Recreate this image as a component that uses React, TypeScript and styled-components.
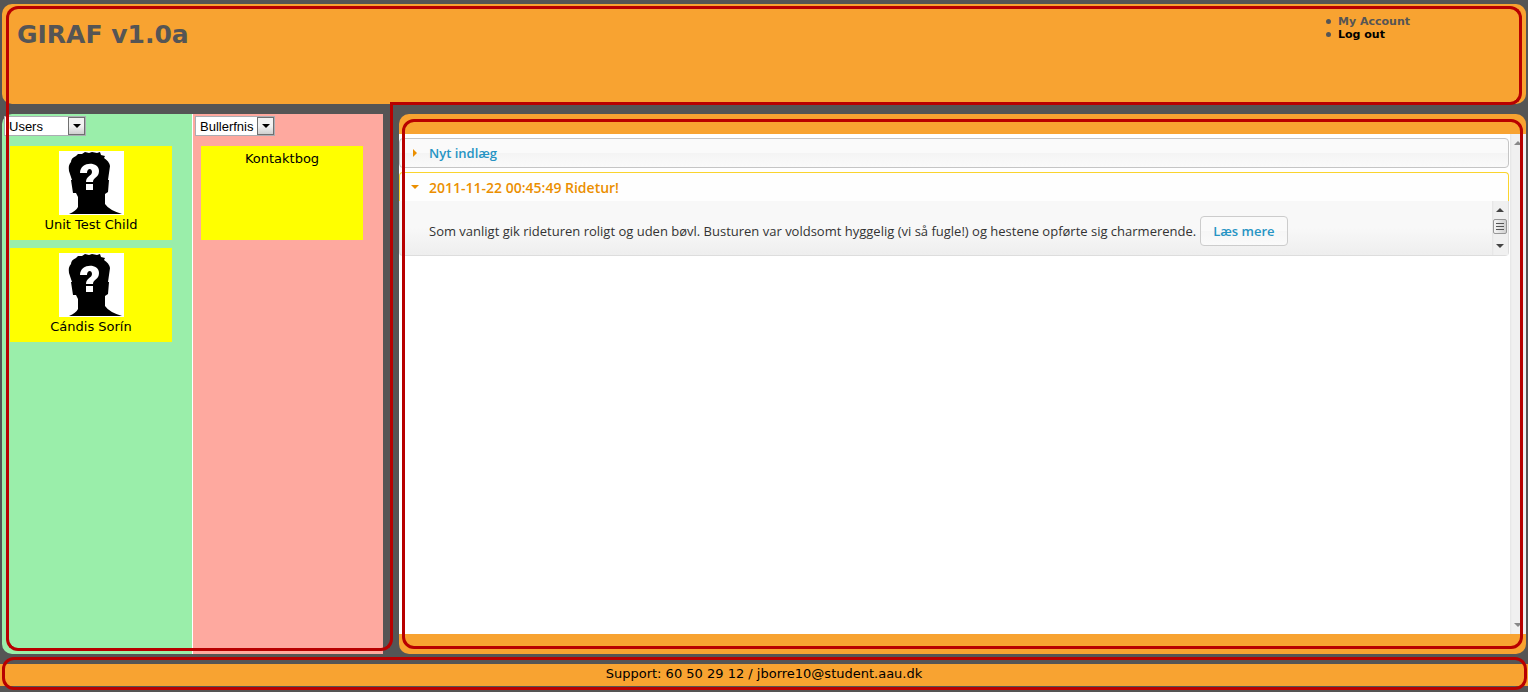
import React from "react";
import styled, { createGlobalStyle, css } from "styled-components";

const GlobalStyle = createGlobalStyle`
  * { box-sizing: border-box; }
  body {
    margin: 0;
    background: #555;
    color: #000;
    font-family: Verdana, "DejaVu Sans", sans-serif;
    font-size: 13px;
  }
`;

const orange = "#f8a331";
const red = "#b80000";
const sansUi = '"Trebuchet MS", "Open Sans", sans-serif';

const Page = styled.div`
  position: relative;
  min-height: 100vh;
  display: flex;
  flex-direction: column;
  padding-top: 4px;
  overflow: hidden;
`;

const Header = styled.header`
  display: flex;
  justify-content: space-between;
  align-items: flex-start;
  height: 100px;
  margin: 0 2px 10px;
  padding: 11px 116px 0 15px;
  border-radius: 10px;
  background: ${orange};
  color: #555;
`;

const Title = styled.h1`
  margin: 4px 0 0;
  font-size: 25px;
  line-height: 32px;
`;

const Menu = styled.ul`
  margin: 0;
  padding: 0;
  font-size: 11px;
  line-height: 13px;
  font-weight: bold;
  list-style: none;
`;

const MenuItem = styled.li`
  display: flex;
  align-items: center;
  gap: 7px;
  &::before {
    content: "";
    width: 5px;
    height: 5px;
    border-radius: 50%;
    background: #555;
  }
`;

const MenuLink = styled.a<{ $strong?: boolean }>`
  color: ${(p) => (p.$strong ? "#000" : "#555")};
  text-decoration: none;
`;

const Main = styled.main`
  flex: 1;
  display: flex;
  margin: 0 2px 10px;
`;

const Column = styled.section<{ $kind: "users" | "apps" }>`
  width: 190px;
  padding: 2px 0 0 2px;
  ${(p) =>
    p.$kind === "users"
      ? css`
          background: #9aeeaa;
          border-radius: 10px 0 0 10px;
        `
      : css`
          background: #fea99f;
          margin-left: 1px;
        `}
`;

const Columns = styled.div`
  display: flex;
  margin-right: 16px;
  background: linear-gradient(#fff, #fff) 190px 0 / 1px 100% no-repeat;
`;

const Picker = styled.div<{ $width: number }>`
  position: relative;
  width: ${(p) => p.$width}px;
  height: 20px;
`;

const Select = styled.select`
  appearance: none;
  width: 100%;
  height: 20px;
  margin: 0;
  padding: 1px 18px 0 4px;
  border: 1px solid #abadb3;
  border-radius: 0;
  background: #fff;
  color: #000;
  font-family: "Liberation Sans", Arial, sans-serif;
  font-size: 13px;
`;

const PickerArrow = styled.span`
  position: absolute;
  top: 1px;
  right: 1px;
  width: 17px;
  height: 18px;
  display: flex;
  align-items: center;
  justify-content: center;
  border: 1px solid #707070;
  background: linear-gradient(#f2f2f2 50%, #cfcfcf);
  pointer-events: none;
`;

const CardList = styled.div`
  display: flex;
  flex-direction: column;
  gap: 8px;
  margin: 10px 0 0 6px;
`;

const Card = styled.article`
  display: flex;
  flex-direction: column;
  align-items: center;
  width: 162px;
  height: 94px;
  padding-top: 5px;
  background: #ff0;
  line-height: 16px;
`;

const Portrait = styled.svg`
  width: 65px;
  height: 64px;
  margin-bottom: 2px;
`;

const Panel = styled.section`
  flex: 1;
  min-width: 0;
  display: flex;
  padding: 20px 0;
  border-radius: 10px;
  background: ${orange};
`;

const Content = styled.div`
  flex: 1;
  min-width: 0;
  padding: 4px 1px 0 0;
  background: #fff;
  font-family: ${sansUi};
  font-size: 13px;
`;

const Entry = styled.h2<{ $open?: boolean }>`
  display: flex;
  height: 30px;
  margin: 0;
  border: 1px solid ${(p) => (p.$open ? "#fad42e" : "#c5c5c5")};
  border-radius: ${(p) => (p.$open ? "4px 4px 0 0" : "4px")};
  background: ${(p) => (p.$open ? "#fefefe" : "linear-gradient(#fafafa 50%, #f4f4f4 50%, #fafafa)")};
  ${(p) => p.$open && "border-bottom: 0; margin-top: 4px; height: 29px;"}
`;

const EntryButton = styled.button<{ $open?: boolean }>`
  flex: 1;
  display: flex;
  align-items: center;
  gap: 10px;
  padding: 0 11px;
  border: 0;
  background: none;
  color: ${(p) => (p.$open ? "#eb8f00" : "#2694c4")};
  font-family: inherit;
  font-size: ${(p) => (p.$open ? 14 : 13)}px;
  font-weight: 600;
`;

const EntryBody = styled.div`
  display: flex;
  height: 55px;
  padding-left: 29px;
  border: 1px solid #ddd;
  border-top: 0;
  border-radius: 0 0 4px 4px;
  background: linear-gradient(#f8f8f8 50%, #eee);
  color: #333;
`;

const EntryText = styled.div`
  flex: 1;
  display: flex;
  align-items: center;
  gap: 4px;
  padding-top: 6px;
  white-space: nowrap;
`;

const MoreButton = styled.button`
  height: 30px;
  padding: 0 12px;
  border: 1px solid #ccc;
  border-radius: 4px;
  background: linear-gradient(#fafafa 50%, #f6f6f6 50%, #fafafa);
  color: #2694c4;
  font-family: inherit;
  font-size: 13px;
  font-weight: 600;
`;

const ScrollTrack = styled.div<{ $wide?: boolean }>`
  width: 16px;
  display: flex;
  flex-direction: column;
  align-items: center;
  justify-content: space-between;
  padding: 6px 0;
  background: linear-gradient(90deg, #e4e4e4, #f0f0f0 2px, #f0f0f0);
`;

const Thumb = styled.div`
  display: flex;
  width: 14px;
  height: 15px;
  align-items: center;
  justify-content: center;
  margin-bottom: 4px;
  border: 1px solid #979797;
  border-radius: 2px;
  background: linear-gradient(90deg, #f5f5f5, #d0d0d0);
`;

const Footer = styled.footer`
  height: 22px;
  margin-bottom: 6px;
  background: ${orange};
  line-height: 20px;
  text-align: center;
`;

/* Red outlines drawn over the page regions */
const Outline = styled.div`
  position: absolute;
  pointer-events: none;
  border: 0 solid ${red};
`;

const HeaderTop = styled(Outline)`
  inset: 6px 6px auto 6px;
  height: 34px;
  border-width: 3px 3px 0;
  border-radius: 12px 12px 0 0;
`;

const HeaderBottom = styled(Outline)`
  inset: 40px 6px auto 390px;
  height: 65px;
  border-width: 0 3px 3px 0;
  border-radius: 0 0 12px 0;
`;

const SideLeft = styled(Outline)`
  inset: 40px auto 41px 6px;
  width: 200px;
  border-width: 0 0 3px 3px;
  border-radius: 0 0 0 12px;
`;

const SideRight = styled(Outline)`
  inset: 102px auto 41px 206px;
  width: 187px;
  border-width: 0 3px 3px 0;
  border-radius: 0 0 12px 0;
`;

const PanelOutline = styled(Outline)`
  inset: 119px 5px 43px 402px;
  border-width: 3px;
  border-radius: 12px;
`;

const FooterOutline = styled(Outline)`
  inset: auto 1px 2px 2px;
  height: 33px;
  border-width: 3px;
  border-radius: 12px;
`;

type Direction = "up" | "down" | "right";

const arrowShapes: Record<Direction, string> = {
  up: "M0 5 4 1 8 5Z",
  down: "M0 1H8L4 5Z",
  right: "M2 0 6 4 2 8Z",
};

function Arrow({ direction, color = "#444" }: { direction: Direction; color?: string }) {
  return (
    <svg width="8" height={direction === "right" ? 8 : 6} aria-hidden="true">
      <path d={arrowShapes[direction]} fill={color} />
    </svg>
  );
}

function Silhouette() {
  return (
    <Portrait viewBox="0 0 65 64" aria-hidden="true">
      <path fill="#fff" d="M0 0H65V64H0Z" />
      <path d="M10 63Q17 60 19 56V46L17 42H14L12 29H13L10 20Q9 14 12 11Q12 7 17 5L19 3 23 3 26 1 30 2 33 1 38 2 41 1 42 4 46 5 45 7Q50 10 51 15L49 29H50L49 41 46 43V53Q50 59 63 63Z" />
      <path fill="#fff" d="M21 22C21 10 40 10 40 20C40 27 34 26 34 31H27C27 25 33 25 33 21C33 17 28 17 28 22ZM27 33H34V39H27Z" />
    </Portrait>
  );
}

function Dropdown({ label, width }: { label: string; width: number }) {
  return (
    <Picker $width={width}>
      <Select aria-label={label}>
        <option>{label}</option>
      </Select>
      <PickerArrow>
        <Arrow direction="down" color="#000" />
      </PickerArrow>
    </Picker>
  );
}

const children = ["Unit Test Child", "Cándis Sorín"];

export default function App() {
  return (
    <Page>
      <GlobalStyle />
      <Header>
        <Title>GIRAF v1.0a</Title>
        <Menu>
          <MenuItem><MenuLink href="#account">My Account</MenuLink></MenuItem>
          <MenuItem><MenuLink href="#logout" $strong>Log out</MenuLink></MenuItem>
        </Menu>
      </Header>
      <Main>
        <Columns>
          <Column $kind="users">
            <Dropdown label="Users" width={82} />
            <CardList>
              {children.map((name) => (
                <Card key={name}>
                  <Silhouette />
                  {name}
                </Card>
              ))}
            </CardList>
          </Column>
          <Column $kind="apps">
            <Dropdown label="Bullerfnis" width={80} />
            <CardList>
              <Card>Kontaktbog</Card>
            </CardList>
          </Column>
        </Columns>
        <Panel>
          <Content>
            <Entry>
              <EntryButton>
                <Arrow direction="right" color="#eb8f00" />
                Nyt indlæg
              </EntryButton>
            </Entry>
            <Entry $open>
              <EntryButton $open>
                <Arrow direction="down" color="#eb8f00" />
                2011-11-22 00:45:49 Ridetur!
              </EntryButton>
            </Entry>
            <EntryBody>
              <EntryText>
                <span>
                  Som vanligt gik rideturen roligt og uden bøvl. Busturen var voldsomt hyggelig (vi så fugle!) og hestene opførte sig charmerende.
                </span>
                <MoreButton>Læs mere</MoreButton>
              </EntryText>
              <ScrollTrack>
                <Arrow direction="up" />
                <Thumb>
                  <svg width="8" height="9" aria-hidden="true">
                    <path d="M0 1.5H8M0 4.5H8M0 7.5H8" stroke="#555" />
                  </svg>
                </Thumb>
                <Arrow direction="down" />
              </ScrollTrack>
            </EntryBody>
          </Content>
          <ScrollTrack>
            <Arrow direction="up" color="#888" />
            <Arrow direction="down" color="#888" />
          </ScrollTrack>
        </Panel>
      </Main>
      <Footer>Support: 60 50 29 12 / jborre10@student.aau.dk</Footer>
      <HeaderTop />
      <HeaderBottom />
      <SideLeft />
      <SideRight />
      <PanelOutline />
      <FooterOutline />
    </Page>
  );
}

________

What is required = Extract each line from the listing that holds the word "components".

Final result =
Recreate this image as a component that uses React, TypeScript and styled-components.
import styled, { createGlobalStyle, css } from "styled-components";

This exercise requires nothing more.